The St Kilda Synagogue has played a leading role in Melbourne's Orthodox Jewish Community for over 140 years. When first established it was one of only three Congregations in Melbourne, all within 5 kms of the centre of the City and is situated within the Community Eruv. Since its inception in 1871 St Kilda Shule has been regarded as a Traditional Orthodox Congregation and has always been situated in this convenient location, within walking distance of the City, Beach and Community.
Under the inspired leadership of its long serving Rabbis - there have only been six in its long existence - St Kilda Shule provided Religious Services, Jewish Education, Youth Activities Pastoral Services as well as guidance and support through two World Wars, Economic Depressions and the vicissitudes of life 'down under'.
Generations of new waves of arrivals from Jewish communities around the globe have been sensitively and successfully embraced. Post-World War 2 development saw other Congregations established in Kew, Caulfield, Elwood, and later Doncaster, Moorabbin, Brighton and East St Kilda.

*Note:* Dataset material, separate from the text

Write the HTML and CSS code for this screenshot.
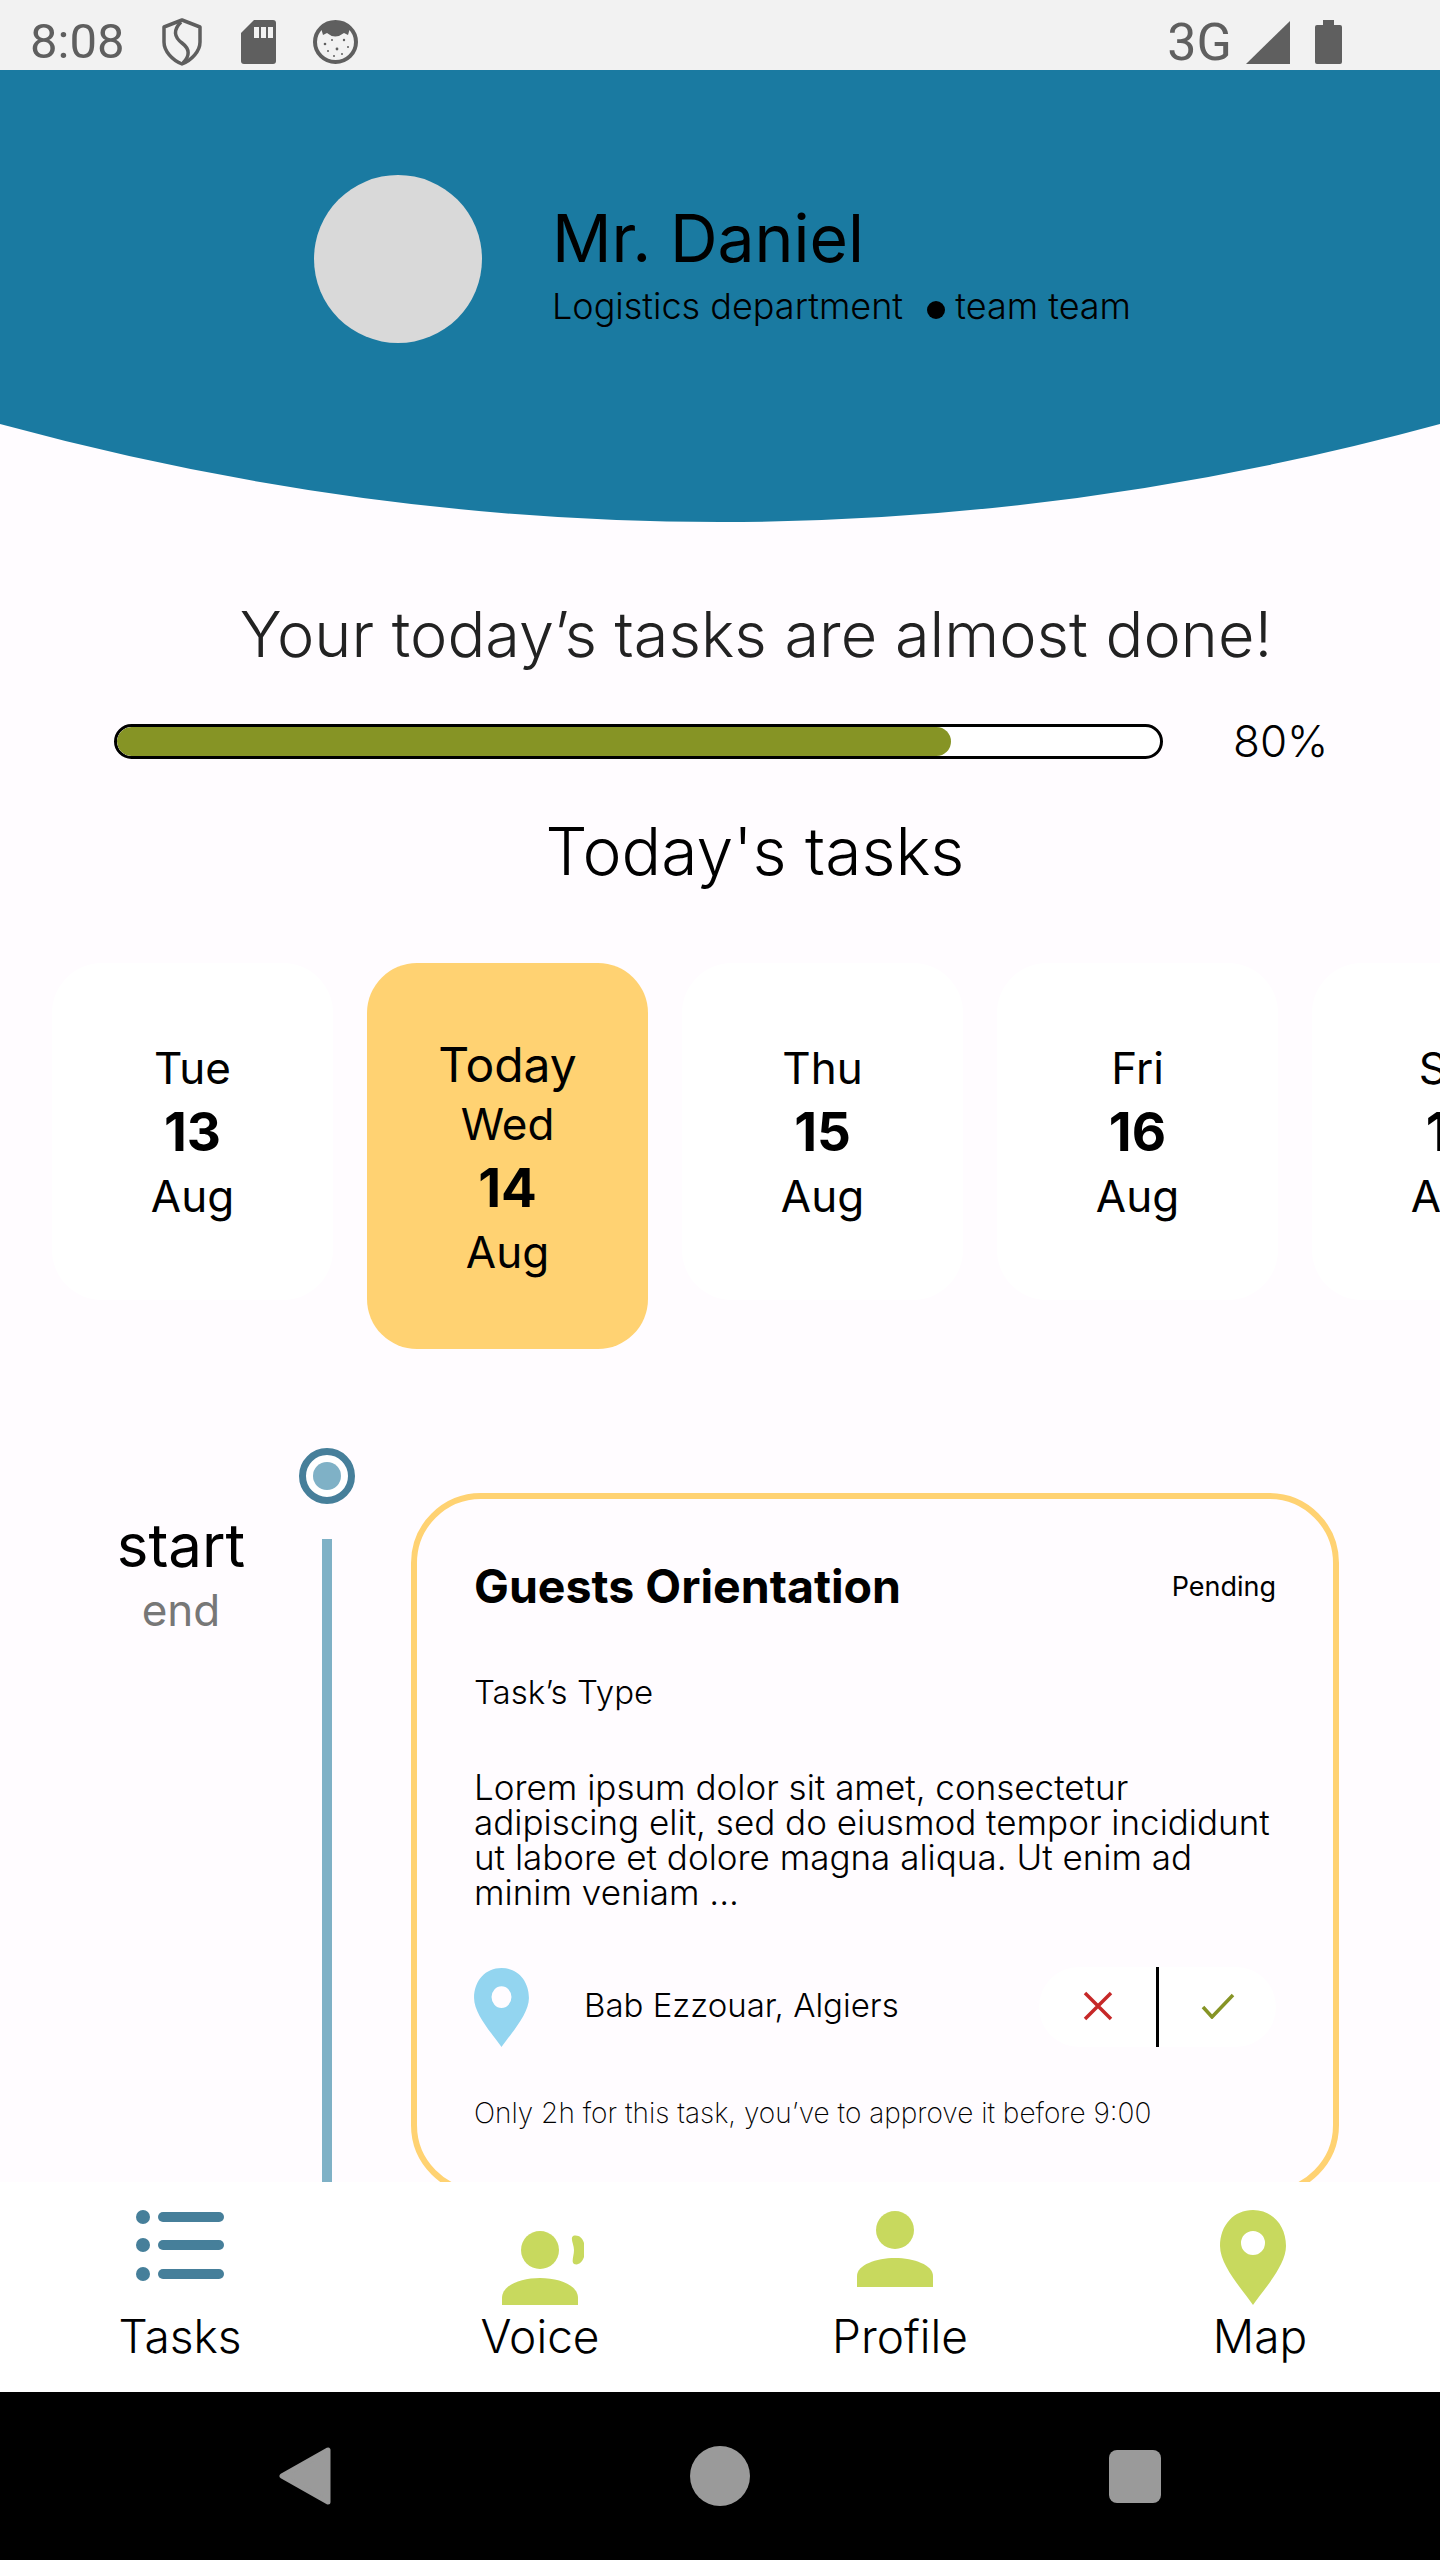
FILE: index.html
```html
<!DOCTYPE html>
<html lang="en">
<head>
  <meta charset="UTF-8" />
  <title>Today's tasks</title>
  <link rel="stylesheet" href="styles.css">
</head>
<body>
  <div class="phone">
    <div class="status-bar">
      <span class="clock">8:08</span>
      <svg class="ic-shield" viewBox="0 0 40 48"><path d="M20 2 L38 9 V24 C38 33 30 42 20 46 C10 42 2 33 2 24 V9 Z" fill="none" stroke="#5f5f5f" stroke-width="3.5" stroke-linejoin="round"/><path d="M19 4 C11 12 12 19 20 25 C28 31 28 38 21 45" fill="none" stroke="#5f5f5f" stroke-width="3.5"/></svg>
      <svg class="ic-sd" viewBox="0 0 35 44"><path d="M13 0 H32 Q35 0 35 3 V41 Q35 44 32 44 H3 Q0 44 0 41 V13 Z" fill="#5f5f5f"/><rect x="13" y="7" width="5" height="11" fill="#f2f2f2"/><rect x="20" y="7" width="5" height="11" fill="#f2f2f2"/><rect x="27" y="7" width="5" height="11" fill="#f2f2f2"/></svg>
      <svg class="ic-cat" viewBox="0 0 45 44"><ellipse cx="22.5" cy="22" rx="20.5" ry="20" fill="none" stroke="#5f5f5f" stroke-width="4"/><path d="M8 8 Q22 -4 37 8 L35 15 L31 13 Q22 20 14 13 L10 15 Z" fill="#5f5f5f"/><g fill="#5f5f5f"><circle cx="12" cy="24" r="1.3"/><circle cx="19" cy="20" r="1"/><circle cx="24" cy="29" r="1.4"/><circle cx="31" cy="20" r="1.2"/><circle cx="15" cy="31" r="1"/><circle cx="29" cy="34" r="1"/><circle cx="35" cy="27" r="1"/><circle cx="21" cy="36" r="1"/></g></svg>
      <span class="status-spacer"></span>
      <span class="net">3G</span>
      <svg class="ic-signal" viewBox="0 0 44 43"><path d="M44 0 V43 H0 Z" fill="#5f5f5f"/></svg>
      <svg class="ic-battery" viewBox="0 0 27 44"><path d="M8 0 H19 V5 H25 Q27 5 27 7 V42 Q27 44 25 44 H2 Q0 44 0 42 V7 Q0 5 2 5 H8 Z" fill="#5f5f5f"/></svg>
    </div>

    <main class="content">
      <header class="hero">
        <div class="avatar"></div>
        <div class="hero-text">
          <h2 class="hero-name">Mr. Daniel</h2>
          <p class="hero-sub">Logistics department <span class="hero-dot"></span>team team</p>
        </div>
      </header>
      <svg class="hero-curve" viewBox="0 0 1440 98" preserveAspectRatio="none"><path d="M0 0 H1440 Q720 196 0 0 Z" fill="#1a7aa1"/></svg>

      <p class="summary">Your today’s tasks are almost done!</p>
      <div class="progress-row">
        <div class="progress-track"><div class="progress-fill" style="width: 80%"></div></div>
        <span class="progress-label">80%</span>
      </div>
      <h1 class="section-title">Today's tasks</h1>

      <div class="days">
        <div class="day"><span>Tue</span><b>13</b><span>Aug</span></div>
        <div class="day day-active"><span class="day-today">Today</span><span>Wed</span><b>14</b><span>Aug</span></div>
        <div class="day"><span>Thu</span><b>15</b><span>Aug</span></div>
        <div class="day"><span>Fri</span><b>16</b><span>Aug</span></div>
        <div class="day"><span>Sat</span><b>17</b><span>Aug</span></div>
      </div>

      <section class="timeline">
        <div class="times">
          <div class="time-start">start</div>
          <div class="time-end">end</div>
        </div>
        <div class="rail">
          <div class="rail-dot"></div>
          <div class="rail-line"></div>
        </div>
        <article class="task">
          <div class="task-head">
            <h3 class="task-title">Guests Orientation</h3>
            <span class="task-status">Pending</span>
          </div>
          <p class="task-type">Task’s Type</p>
          <p class="task-desc">Lorem ipsum dolor sit amet, consectetur<br>adipiscing elit, sed do eiusmod tempor incididunt<br>ut labore et dolore magna aliqua. Ut enim ad<br>minim veniam ...</p>
          <div class="task-foot">
            <svg class="task-pin" viewBox="0 0 66 95"><path fill-rule="evenodd" d="M33 0 C52 0 66 15 66 36 C66 55 45 78 33 95 C21 78 0 55 0 36 C0 15 14 0 33 0 Z M33 22 A12 13 0 1 0 33 48 A12 13 0 1 0 33 22 Z" fill="#93d5f0"/></svg>
            <span class="task-place">Bab Ezzouar, Algiers</span>
            <div class="task-actions">
              <button class="action"><svg viewBox="0 0 30 30" width="30" height="30"><path d="M2 2 L28 28 M28 2 L2 28" stroke="#c62828" stroke-width="3.5" fill="none"/></svg></button>
              <button class="action action-ok"><svg viewBox="0 0 34 26" width="34" height="26"><path d="M2 14 L11 24 L32 2" stroke="#869425" stroke-width="3.5" fill="none"/></svg></button>
            </div>
          </div>
          <p class="task-note">Only 2h for this task, you’ve to approve it before 9:00</p>
        </article>
      </section>
    </main>

    <nav class="tabs">
      <div class="tab">
        <svg class="tab-icon" viewBox="0 0 88 96" width="88" height="96"><g fill="#467f9a"><circle cx="7" cy="7" r="7"/><circle cx="7" cy="35" r="7"/><circle cx="7" cy="64" r="7"/><rect x="22" y="2" width="66" height="10" rx="5"/><rect x="22" y="30" width="66" height="10" rx="5"/><rect x="22" y="59" width="66" height="10" rx="5"/></g></svg>
        <span>Tasks</span>
      </div>
      <div class="tab">
        <svg class="tab-icon" viewBox="0 0 88 96" width="88" height="96"><g fill="#c8d95e"><circle cx="44" cy="40" r="19"/><path d="M6 95 V88 C6 75 25 68 44 68 C63 68 82 75 82 88 V95 Z"/><path d="M77 26 C84 24 89 30 89 40 C89 50 84 56 78 54 C75 52 78 46 78 40 C78 34 74 29 77 26 Z"/></g></svg>
        <span>Voice</span>
      </div>
      <div class="tab">
        <svg class="tab-icon" viewBox="0 0 88 96" width="88" height="96"><g fill="#c8d95e"><circle cx="39" cy="20" r="19"/><path d="M1 77 V66 C1 55 20 48 39 48 C58 48 77 55 77 66 V77 Z"/></g></svg>
        <span>Profile</span>
      </div>
      <div class="tab">
        <svg class="tab-icon" viewBox="0 0 88 96" width="88" height="96"><path fill-rule="evenodd" d="M37 0 C56 0 70 15 70 36 C70 55 49 78 37 95 C25 78 4 55 4 36 C4 15 18 0 37 0 Z M37 21 A12 12 0 1 0 37 45 A12 12 0 1 0 37 21 Z" fill="#c8d95e"/></svg>
        <span>Map</span>
      </div>
    </nav>

    <div class="nav-bar">
      <svg class="nav-back" viewBox="0 0 52 58"><path d="M49 3 V55 L3 29 Z" fill="#9a9a9a" stroke="#9a9a9a" stroke-width="5" stroke-linejoin="round"/></svg>
      <div class="nav-home"></div>
      <div class="nav-recent"></div>
    </div>
  </div>
</body>
</html>
```

FILE: styles.css
```css
* {
  box-sizing: border-box;
}
html, body {
  margin: 0;
  padding: 0;
}
body {
  font-family: Inter, "Noto Sans", sans-serif;
  font-weight: 300;
  color: #000;
  background: #fffcff;
}
h1, h2, h3, p {
  margin: 0;
  font-weight: inherit;
}
.phone {
  width: 1440px;
  height: 2560px;
  display: flex;
  flex-direction: column;
  overflow: hidden;
}

/* status bar */
.status-bar {
  height: 70px;
  flex: none;
  background: #f2f2f2;
  display: flex;
  align-items: center;
  padding: 14px 0 0 30px;
  color: #5f5f5f;
  font-family: Roboto, sans-serif;
  font-weight: 400;
}
.clock {
  font-size: 49px;
  line-height: 56px;
  width: 132px;
}
.ic-shield {
  width: 40px;
  height: 48px;
  margin-right: 39px;
}
.ic-sd {
  width: 35px;
  height: 44px;
  margin-right: 37px;
}
.ic-cat {
  width: 45px;
  height: 44px;
}
.status-spacer {
  flex: 1;
}
.net {
  font-size: 52px;
  margin-right: 14px;
}
.ic-signal {
  width: 44px;
  height: 43px;
  margin-right: 25px;
}
.ic-battery {
  width: 27px;
  height: 44px;
  margin-right: 98px;
}

/* main */
.content {
  flex: 1;
  min-height: 0;
  overflow: hidden;
}
.hero {
  height: 354px;
  background: #1a7aa1;
  display: flex;
  padding: 105px 0 0 314px;
  gap: 70px;
}
.avatar {
  width: 168px;
  height: 168px;
  border-radius: 50%;
  background: #d9d9d9;
}
.hero-name {
  font-size: 66px;
  line-height: 80px;
  margin-top: 23px;
  font-weight: 400;
}
.hero-sub {
  font-size: 36px;
  line-height: 42px;
  margin-top: 7px;
}
.hero-dot {
  display: inline-block;
  width: 18px;
  height: 18px;
  border-radius: 50%;
  background: #000;
  margin: 0 10px 0 14px;
}
.hero-curve {
  display: block;
  width: 1440px;
  height: 98px;
}
.summary {
  margin-top: 72px;
  padding-left: 72px;
  text-align: center;
  font-size: 63px;
  line-height: 80px;
  color: #222;
}
.progress-row {
  margin-top: 49px;
  padding-left: 114px;
  display: flex;
  align-items: center;
  gap: 70px;
}
.progress-track {
  width: 1049px;
  height: 35px;
  border: 3px solid #000;
  border-radius: 18px;
  background: #fff;
  overflow: hidden;
}
.progress-fill {
  height: 100%;
  background: #869425;
  border-radius: 15px;
}
.progress-label {
  font-size: 44px;
  line-height: 36px;
}
.section-title {
  margin-top: 52px;
  padding-left: 70px;
  text-align: center;
  font-size: 66px;
  line-height: 80px;
}

/* day picker */
.days {
  margin-top: 72px;
  padding-left: 52px;
  display: flex;
  align-items: flex-start;
  gap: 34px;
}
.day {
  flex: none;
  width: 281px;
  height: 337px;
  border-radius: 50px;
  background: #fff;
  display: flex;
  flex-direction: column;
  align-items: center;
  justify-content: center;
  font-size: 44px;
  line-height: 64px;
  font-weight: 400;
}
.day b {
  font-size: 53px;
  font-weight: 700;
}
.day-today {
  font-size: 48px;
  margin: 5px 0 -5px;
}
.day-active {
  height: 386px;
  background: #ffd272;
}

/* timeline */
.timeline {
  margin-top: 99px;
  padding-left: 100px;
  display: flex;
  height: 800px;
}
.times {
  width: 162px;
  margin-right: 37px;
  padding-top: 60px;
  text-align: center;
}
.time-start {
  font-size: 60px;
  line-height: 74px;
  font-weight: 400;
}
.time-end {
  font-size: 44px;
  line-height: 56px;
  color: #777;
  font-weight: 400;
}
.rail {
  width: 56px;
  display: flex;
  flex-direction: column;
  align-items: center;
  margin-right: 56px;
}
.rail-dot {
  width: 56px;
  height: 56px;
  flex: none;
  border-radius: 50%;
  border: 7px solid #467f9a;
  background: #fff;
  padding: 7px;
  background-clip: padding-box;
}
.rail-dot::after {
  content: "";
  display: block;
  width: 28px;
  height: 28px;
  border-radius: 50%;
  background: #7fb1c6;
}
.rail-line {
  margin-top: 35px;
  width: 10px;
  flex: 1;
  background: #7fb1c6;
}
.task {
  width: 928px;
  height: 702px;
  margin-top: 45px;
  padding: 57px 57px 0;
  border: 6px solid #ffd272;
  border-radius: 70px;
  flex: none;
}
.task-head {
  display: flex;
  justify-content: space-between;
  align-items: center;
  height: 60px;
}
.task-title {
  font-size: 46.5px;
  font-weight: 700;
}
.task-status {
  font-size: 27px;
  font-weight: 400;
}
.task-type {
  margin-top: 56px;
  font-size: 33px;
  line-height: 40px;
}
.task-desc {
  margin-top: 58px;
  font-size: 35px;
  line-height: 35px;
}
.task-foot {
  margin-top: 57px;
  display: flex;
  align-items: center;
}
.task-pin {
  width: 55px;
  height: 79px;
  margin-right: 55px;
  flex: none;
}
.task-place {
  font-size: 33px;
  flex: 1;
  margin-bottom: 4px;
}
.task-actions {
  width: 237px;
  height: 80px;
  border-radius: 40px;
  background: #fff;
  display: flex;
}
.action {
  flex: 1;
  border: 0;
  background: none;
  padding: 0 0 2px;
  display: flex;
  align-items: center;
  justify-content: center;
}
.action-ok {
  border-left: 3px solid #000;
}
.task-note {
  margin-top: 48px;
  font-size: 28px;
  line-height: 36px;
  font-weight: 200;
}

/* bottom tabs */
.tabs {
  flex: none;
  height: 210px;
  background: #fff;
  display: grid;
  grid-template-columns: repeat(4, 1fr);
}
.tab {
  display: flex;
  flex-direction: column;
  align-items: center;
  padding-top: 28px;
  font-size: 46px;
  line-height: 56px;
}
.tab-icon {
  display: block;
}
.tab span {
  margin-top: 2px;
}

/* android nav */
.nav-bar {
  flex: none;
  height: 168px;
  background: #000;
  display: flex;
  align-items: center;
  justify-content: center;
  gap: 359px;
}
.nav-back {
  width: 52px;
  height: 58px;
}
.nav-home {
  width: 60px;
  height: 60px;
  border-radius: 50%;
  background: #9a9a9a;
}
.nav-recent {
  width: 52px;
  height: 53px;
  border-radius: 8px;
  background: #9a9a9a;
}
```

More recently smaller Congregations and Shtiblach have sprung up across these same areas catering to local or sectional interests within the wider Orthodox community. However St Kilda Shule continues to offer an enlightened welcoming general Orthodox approach, striving to engender a sense of belonging among all Jews. Its services are conducted in a 'worshipper-friendly' manner aspiring to high standards of inspiration, dignity and beauty by Cantor and Choir and sermons relevant to the challenges of contemporary Jewish life.
Morning services are conducted on weekdays and Sunday. Shabbat services are conducted on Friday evening, Saturday morning and afternoon. In addition, services are held on the evenings before, and on the days of all Chagim, as well as during S'lichot, Chol Hamoed and on Rosh Chodesh.
Life cycle events are a specialty of St Kilda Shul. Weddings, Aufruffs, Bar and Bat Mitzvahs, Births and Britot are conducted and acknowledged in a meaningful way seeking to achieve the very best for our congregants and members of the community.
Congregants' problems, challenges to their health, funerals and minyanim are treated with sensitivity, understanding and compassion. The Shule Board is very active and meets on a monthly basis, supplemented by regular meetings of a large variety of enthusiastic sub-committees.
The Hineni Youth movement was first established in Melbourne at St Kilda Shule in 1997.
St Kilda Shule maintains a close, active and cooperative relationship with its neighbour, the Jewish Museum of Australia whose members conduct regular Synagogue tours and the Congregation's facilities are a natural venue for its lectures, training sessions and grand openings. A cordial and constructive relationship also exists with Jewish Care, which is also a close neighbour.
Many groups and organisations from throughout the Jewish Community avail themselves of the Shule's facilities on an ongoing basis, and anyone who has visited our beautiful historical Synagoue edifice can only be moved by the inspirational beauty of its construction.
In 2004 the Synagogue Building was Heritage listed thus acknowledging its unique architecture and importance to Melbourne's historical past. In May, 2011 the Members voted to appoint Rabbi Yaakov Glasman as its next Chief Minister to commence duties at the end of July 2011, when Rabbi Heilbrunn retired.
Shortly thereafter the Congregation received its first heritage Grant and commenced the repair and refurbishment of the leadlight windows.
In October 2010 the Congregation entered its 140th year and commenced the search for a Chief Minister to replace Rabbi Heilbrunn who would be retiring in July 2011.
The Board have undertaken a complete review of the Congregation's activities to try to ensure that it becomes more relevant to the many young families who belong to the Shule.
As part of this process Rabbi Ronnie Figdor was appointed CEO and commenced work in January 2012, and is expected to assist Rabbi & Rebbetzin Glasman as key figures in this development.